> **What to produce**:
Only the lines holding the string "styles" are needed. Copy each one.

• • •

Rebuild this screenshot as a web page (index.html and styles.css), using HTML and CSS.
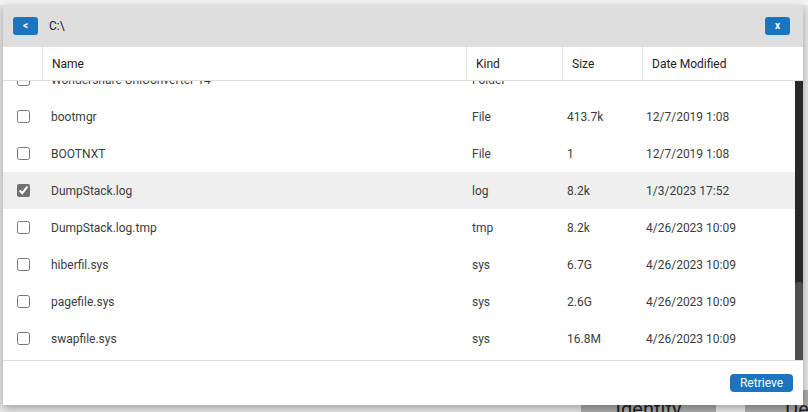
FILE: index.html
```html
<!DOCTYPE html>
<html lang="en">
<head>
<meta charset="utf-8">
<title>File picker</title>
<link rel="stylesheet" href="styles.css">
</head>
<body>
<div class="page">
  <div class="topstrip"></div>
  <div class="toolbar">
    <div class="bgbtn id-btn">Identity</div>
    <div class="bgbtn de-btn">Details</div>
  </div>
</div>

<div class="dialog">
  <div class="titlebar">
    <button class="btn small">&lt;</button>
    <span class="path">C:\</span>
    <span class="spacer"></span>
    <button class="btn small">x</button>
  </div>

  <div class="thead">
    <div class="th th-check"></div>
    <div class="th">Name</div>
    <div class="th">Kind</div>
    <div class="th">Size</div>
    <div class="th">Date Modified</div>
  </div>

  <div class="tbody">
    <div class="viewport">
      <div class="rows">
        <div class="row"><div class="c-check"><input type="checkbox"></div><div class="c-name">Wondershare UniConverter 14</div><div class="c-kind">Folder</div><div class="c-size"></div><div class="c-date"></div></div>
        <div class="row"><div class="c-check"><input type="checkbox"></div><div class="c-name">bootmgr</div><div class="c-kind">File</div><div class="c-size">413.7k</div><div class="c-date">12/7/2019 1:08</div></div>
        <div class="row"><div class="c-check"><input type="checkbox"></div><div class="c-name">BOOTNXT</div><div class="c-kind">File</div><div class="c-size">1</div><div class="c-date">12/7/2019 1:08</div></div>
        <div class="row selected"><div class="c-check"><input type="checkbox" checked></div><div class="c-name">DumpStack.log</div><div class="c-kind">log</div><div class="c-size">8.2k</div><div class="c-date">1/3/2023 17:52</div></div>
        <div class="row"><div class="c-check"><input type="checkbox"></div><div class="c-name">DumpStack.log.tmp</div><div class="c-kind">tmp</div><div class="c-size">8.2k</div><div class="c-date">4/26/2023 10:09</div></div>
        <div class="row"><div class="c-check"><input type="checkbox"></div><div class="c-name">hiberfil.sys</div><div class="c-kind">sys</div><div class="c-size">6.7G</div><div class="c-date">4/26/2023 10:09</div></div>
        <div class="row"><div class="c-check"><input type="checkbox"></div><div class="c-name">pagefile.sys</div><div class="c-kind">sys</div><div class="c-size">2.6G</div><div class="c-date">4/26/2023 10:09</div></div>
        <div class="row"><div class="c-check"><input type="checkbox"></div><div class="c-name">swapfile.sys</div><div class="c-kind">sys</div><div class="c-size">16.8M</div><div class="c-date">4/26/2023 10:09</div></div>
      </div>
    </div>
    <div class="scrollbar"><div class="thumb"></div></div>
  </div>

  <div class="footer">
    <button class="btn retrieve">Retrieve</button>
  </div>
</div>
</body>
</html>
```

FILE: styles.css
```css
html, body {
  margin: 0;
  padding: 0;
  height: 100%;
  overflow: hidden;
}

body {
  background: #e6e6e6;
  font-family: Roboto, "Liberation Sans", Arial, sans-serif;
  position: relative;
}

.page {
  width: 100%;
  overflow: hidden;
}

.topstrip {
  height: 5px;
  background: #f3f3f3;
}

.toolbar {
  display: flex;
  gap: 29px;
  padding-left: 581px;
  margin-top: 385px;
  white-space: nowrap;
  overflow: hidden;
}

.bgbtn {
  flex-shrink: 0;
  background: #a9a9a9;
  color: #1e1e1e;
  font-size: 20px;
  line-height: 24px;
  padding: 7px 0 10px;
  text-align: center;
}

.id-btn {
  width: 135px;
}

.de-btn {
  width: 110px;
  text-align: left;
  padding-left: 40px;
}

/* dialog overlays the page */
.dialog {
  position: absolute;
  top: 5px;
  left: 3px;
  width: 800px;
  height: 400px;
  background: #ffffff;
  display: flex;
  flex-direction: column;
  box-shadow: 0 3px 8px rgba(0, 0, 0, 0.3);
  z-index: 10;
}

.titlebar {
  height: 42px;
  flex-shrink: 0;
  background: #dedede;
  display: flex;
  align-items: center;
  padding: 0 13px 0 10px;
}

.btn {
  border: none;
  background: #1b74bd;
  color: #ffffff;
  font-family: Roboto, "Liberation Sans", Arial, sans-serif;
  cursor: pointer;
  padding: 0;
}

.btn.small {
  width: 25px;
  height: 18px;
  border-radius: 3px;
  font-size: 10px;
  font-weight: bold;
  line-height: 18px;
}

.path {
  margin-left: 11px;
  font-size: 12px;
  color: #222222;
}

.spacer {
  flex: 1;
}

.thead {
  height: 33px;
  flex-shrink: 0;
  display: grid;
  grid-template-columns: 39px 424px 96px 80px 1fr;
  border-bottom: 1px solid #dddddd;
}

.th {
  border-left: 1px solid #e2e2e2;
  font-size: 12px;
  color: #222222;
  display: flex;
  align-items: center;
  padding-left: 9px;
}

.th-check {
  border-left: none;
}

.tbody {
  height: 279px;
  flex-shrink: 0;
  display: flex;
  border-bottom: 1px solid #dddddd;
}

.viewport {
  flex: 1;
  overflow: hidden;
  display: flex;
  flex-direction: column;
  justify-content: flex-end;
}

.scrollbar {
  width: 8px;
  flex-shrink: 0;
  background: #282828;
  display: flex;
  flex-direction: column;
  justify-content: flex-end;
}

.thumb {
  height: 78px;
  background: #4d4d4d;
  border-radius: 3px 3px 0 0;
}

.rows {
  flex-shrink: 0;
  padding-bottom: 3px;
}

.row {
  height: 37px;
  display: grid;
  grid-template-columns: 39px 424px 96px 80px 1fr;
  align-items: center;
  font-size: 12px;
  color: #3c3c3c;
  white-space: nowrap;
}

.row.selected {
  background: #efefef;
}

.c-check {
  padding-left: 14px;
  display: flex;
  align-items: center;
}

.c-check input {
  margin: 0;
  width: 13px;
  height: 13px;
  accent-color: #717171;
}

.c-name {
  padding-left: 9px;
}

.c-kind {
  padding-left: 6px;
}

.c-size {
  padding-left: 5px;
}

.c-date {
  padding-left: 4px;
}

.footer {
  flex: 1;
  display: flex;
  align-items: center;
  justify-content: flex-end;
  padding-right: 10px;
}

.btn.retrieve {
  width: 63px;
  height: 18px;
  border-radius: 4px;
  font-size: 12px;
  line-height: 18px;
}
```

• • •

> **Result of the exercise**:
Rebuild this screenshot as a web page (index.html and styles.css), using HTML and CSS.
<link rel="stylesheet" href="styles.css">
FILE: styles.css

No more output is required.